You are making a personal attack on me, bob, how about sticking to the topic…

The truth is there if you bother to look, the public employees retirement fund is not in the black now and never was funded completely by those benefiting from it.

So pray tell bob, who is going to wind up paying if not the taxpayers?

easymoney: “You are making a personal attack on me, bob, how about sticking to the topic… ” Uh, yeah, pointing out that YOU are attempting to edit the sentence to make YOUR point is a personal attack? Me thinks thou doth protest too much :) The “facts” of the matter are that the taxpayers will have to pay more to bring the funding up, but the teachers and school districts will also have to pay more as well. Those are facts; to state that the taxpayers alone will have to pay all of the costs is not a fact but is your “opinion” of what will happen. My “attack” is not on you personally, but on your assertion of an edited sentence that you attempted to use to bolster your case. Read the entire sentence again to yourself, slowly if that helps you comprehend it better, but your opinion is not going to change the facts.
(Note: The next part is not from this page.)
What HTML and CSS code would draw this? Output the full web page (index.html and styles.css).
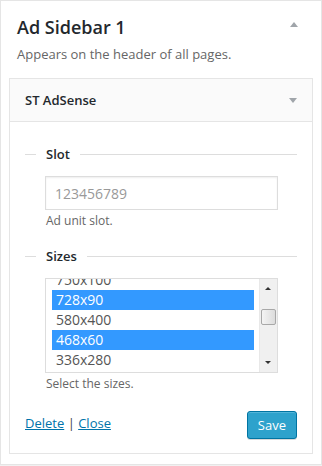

I did not edit the sentance, just cut n pasted it. Then made my own personal comment about the sentance.

Point of this entire article is that,

“California teachers’ pension fund $56 billion in the red”, there I cut n pasted another line. It says in the red, not in the black, so in my mind that reads in debt…

Goldman Sachs sold Calpers some mortgage paper I think. some big deal back east I saw it mentioned during the collapse. ongoing. SS would be alright if we had not borrowed from it to finance the cold war. SS must be worth something though, otherwise the republicans would not be interested in privatizing it.

Teachers own $240 Million of Goldman Sachs.